The picture above has support and resistance lines drawn into it. Popular indicators include MACD (Moving Average Convergence Divergence) and Bollinger Bands.

TXID

TXID is a string of numbers and letters. It means a transaction ID. With TXID, you can check the status of any transaction in the Bitcoin blockchain. A TXID is created automatically by your wallet app when sending coins.

Other blockchains use transaction IDs too and each has its own blockchain explorer. Blockchain.com is a popular explorer for the Bitcoin blockchain.

Whale

Whales are the biggest players in the cryptocurrency market. This term is also used for large-stake gamblers on casinos.

Market participants can be divided into two groups: small fish (retail investors) and big fish (professionals). Few of the big fish are so big they can be called whales.

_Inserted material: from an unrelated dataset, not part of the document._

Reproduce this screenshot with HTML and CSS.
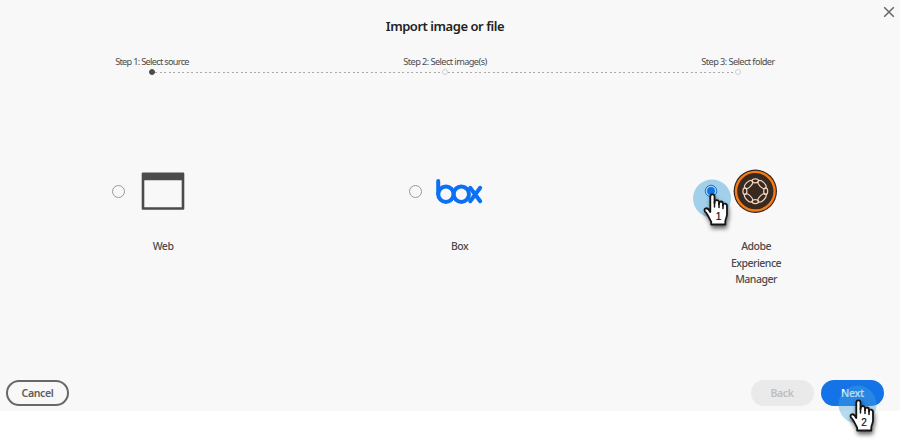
FILE: index.html
```html
<!DOCTYPE html>
<html lang="en">
<head>
<meta charset="utf-8">
<title>Import image or file</title>
<link rel="stylesheet" href="styles.css">
</head>
<body>
<main class="dialog">
  <button class="close" aria-label="Close"><svg width="12" height="12" viewBox="0 0 12 12"><path d="M1.2 1.2 10.8 10.8M10.8 1.2 1.2 10.8"/></svg></button>
  <h1 class="title">Import image or file</h1>
  <ol class="steps">
    <li class="step active"><span class="step-label first-label">Step 1: Select source</span><div class="rail"><i class="line blank"></i><i class="dot"></i><i class="line"></i></div></li>
    <li class="step"><span class="step-label">Step 2: Select image(s)</span><div class="rail"><i class="line"></i><i class="dot"></i><i class="line"></i></div></li>
    <li class="step"><span class="step-label">Step 3: Select folder</span><div class="rail"><i class="line"></i><i class="dot"></i><i class="line blank"></i></div></li>
  </ol>
  <div class="sources">
    <label class="source">
      <span class="radio"></span>
      <svg class="icon" viewBox="0 0 44 44"><path fill="#4b4b4b" fill-rule="evenodd" d="M1.8 3.6H42.2Q43.3 3.6 43.3 4.7V39.7Q43.3 40.8 42.2 40.8H1.8Q.7 40.8.7 39.7V4.7Q.7 3.6 1.8 3.6ZM3.3 11.2V38.2H40.7V11.2Z"/></svg>
      <span class="name">Web</span>
    </label>
    <label class="source">
      <span class="radio"></span>
      <svg class="icon wide" viewBox="0 0 48 44"><g fill="none" stroke="#0b71f4" stroke-width="4" stroke-linecap="round"><path d="M2.2 12V25"/><circle cx="9.9" cy="25.2" r="7.7"/><circle cx="25.3" cy="25.2" r="7.7"/><path d="M34.2 18.8 44.2 32.2M44.2 18.8 34.2 32.2"/></g></svg>
      <span class="name">Box</span>
    </label>
    <label class="source">
      <span class="radio checked"><svg class="pointer" width="50" height="56" viewBox="0 0 50 56"><circle class="halo" cx="20" cy="21.5" r="19"/><circle cx="19" cy="14" r="5.8" fill="none" stroke="#1677dd"/><circle cx="19" cy="14" r="3.9" fill="#1473e6"/><path class="hand" d="M18.3 31V19.4C18.3 16.6 22.5 16.6 22.5 19.4V26.2C22.5 21.9 27 22.3 27 25.5V27.2C27 23.5 31 23.8 31 27V28.5C31 25.5 35 26.2 35 29V37.2C35 40.6 33.3 42.1 33.3 44.5V47.5H19.2V44.8C17 41 15.5 36.4 12.9 34.5C11.2 31.1 15.3 29.2 18.3 35Z"/><path class="crease" d="M22.5 25V30M27 26V30.5M31 28V31.5"/><text class="digit" x="26.5" y="43.2">1</text></svg></span>
      <svg class="icon" viewBox="0 0 44 44"><circle cx="21.3" cy="22.2" r="21.7" fill="#34251c"/><circle cx="21.3" cy="22.2" r="19.3" fill="#392a20" stroke="#f47b16" stroke-width="2.4"/>
        <g fill="none" stroke="#f0d3c0" stroke-width="1.2"><ellipse cx="21.3" cy="11.8" rx="3.3" ry="2"/><ellipse cx="21.3" cy="32.6" rx="3.3" ry="2"/><ellipse cx="10.9" cy="22.2" rx="2" ry="3.3"/><ellipse cx="31.7" cy="22.2" rx="2" ry="3.3"/><ellipse cx="14.6" cy="15.5" rx="5.1" ry="2.6" transform="rotate(-45 14.6 15.5)"/><ellipse cx="28" cy="15.5" rx="5.1" ry="2.6" transform="rotate(45 28 15.5)"/><ellipse cx="14.6" cy="28.9" rx="5.1" ry="2.6" transform="rotate(45 14.6 28.9)"/><ellipse cx="28" cy="28.9" rx="5.1" ry="2.6" transform="rotate(-45 28 28.9)"/></g></svg>
      <span class="name">Adobe<br>Experience<br>Manager</span>
    </label>
  </div>
  <footer class="actions">
    <button class="btn cancel"><span>Cancel</span></button>
    <button class="btn back" disabled><span>Back</span></button>
    <button class="btn next"><span>Next</span><svg class="pointer" width="50" height="56" viewBox="0 0 50 56"><circle class="halo" cx="19.5" cy="21.5" r="19"/><path class="hand" d="M18.3 31V19.4C18.3 16.6 22.5 16.6 22.5 19.4V26.2C22.5 21.9 27 22.3 27 25.5V27.2C27 23.5 31 23.8 31 27V28.5C31 25.5 35 26.2 35 29V37.2C35 40.6 33.3 42.1 33.3 44.5V47.5H19.2V44.8C17 41 15.5 36.4 12.9 34.5C11.2 31.1 15.3 29.2 18.3 35Z"/><path class="crease" d="M22.5 25V30M27 26V30.5M31 28V31.5"/><text class="digit" x="26" y="43.2">2</text></svg></button>
  </footer>
</main>
</body>
</html>
```
FILE: styles.css
```css
* { box-sizing: border-box; }
body { margin: 0; height: 440px; background: #fff; color: #4b4b4b; font-family: "Noto Sans", "Open Sans", sans-serif; }
button { font: inherit; padding: 0; border: 0; background: none; }
.dialog { width: 900px; height: 411px; background: #f8f8f8; display: flex; flex-direction: column; position: relative; }
.close { position: absolute; left: 883px; top: 6px; width: 12px; height: 12px; }
.close svg { display: block; fill: none; stroke: #666; stroke-width: 1.5; }
.title { margin: 16px 0 0; width: 890px; height: 20px; text-align: center; font-size: 13px; line-height: 20px; font-weight: 600; color: #222; letter-spacing: -.45px; }
.steps { list-style: none; margin: 20px 0 0 5.5px; padding: 0; display: grid; grid-template-columns: repeat(3, 293px); }
.step { display: flex; flex-direction: column; align-items: center; }
.step-label { font-size: 9.2px; line-height: 12px; height: 12px; letter-spacing: -.57px; white-space: nowrap; }
.first-label { letter-spacing: -.7px; }
.rail { width: 100%; height: 8px; display: flex; align-items: center; }
.line { flex: 1; height: 1px; background: repeating-linear-gradient(90deg, #aaa 0 2px, transparent 2px 4.5px); }
.blank { visibility: hidden; }
.dot { width: 6px; height: 6px; border-radius: 50%; border: 1px solid #d0d0d0; background: #fafafa; }
.active .dot { background: #4b4b4b; border-color: #4b4b4b; }
.sources { margin: 93px 0 0 14.8px; display: grid; grid-template-columns: repeat(3, 296.5px); }
.source { display: grid; grid-template-columns: 14px 48px 14px; column-gap: 13px; justify-content: center; align-items: center; align-content: start; }
.radio { width: 13px; height: 13px; border: 1px solid #999; border-radius: 50%; position: relative; }
.radio.checked { border-color: transparent; z-index: 2; }
.icon { width: 44px; height: 44px; justify-self: center; overflow: visible; }
.icon.wide { width: 48px; }
.name { grid-column: 1 / -1; margin-top: 25px; text-align: center; font-size: 10.5px; line-height: 16.5px; font-weight: 500; letter-spacing: -.5px; }
.actions { margin: auto 16px 5px 6px; display: flex; align-items: center; }
.btn { width: 63px; height: 26px; border-radius: 13px; font-size: 10.5px; font-weight: 600; line-height: 24px; letter-spacing: -.35px; position: relative; }
.cancel { border: 2px solid #686868; color: #5c5c5c; margin-right: auto; line-height: 22px; }
.back { background: #eaeaea; color: #bebebe; margin-right: 7.5px; }
.next { background: #1473e6; color: #fff; }
.pointer { position: absolute; left: -14px; top: -9px; overflow: visible; }
.next .pointer { left: 16.5px; top: 3px; }
.halo { fill: #45a6dc; fill-opacity: .48; }
.next .halo { fill-opacity: .4; }
.hand { fill: #fff; stroke: #151515; stroke-width: 1.8; stroke-linejoin: round; filter: drop-shadow(1px 3px 2px rgba(0, 0, 0, .6)); }
.crease { fill: none; stroke: #151515; stroke-width: 1.5; stroke-linecap: round; }
.digit { font: 10px "Liberation Sans", Arial, sans-serif; fill: #111; stroke: #111; stroke-width: .2; text-anchor: middle; letter-spacing: 0; }
```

Whales can have control over tens of thousands of bitcoins. These are so big players they can move any market up or down. A whale address is an address with a large number of bitcoins in it. Transactions of these addresses are closely monitored by other investors.

White paper

A white paper is a report or a guide about a cryptocurrency project. It can be short, long, technical, or not-so-technical. White papers are usually released at the beginning of the project. It gives potential investors an overview of the project: technology, tokenomics, roadmap, personnel, etc.

This term white paper was first used by Winston Churchill in the 1920s. White papers are also done in marketing and other fields of technology. The best-known white paper is the Bitcoin white paper, published by Satoshi Nakamoto in October 2008.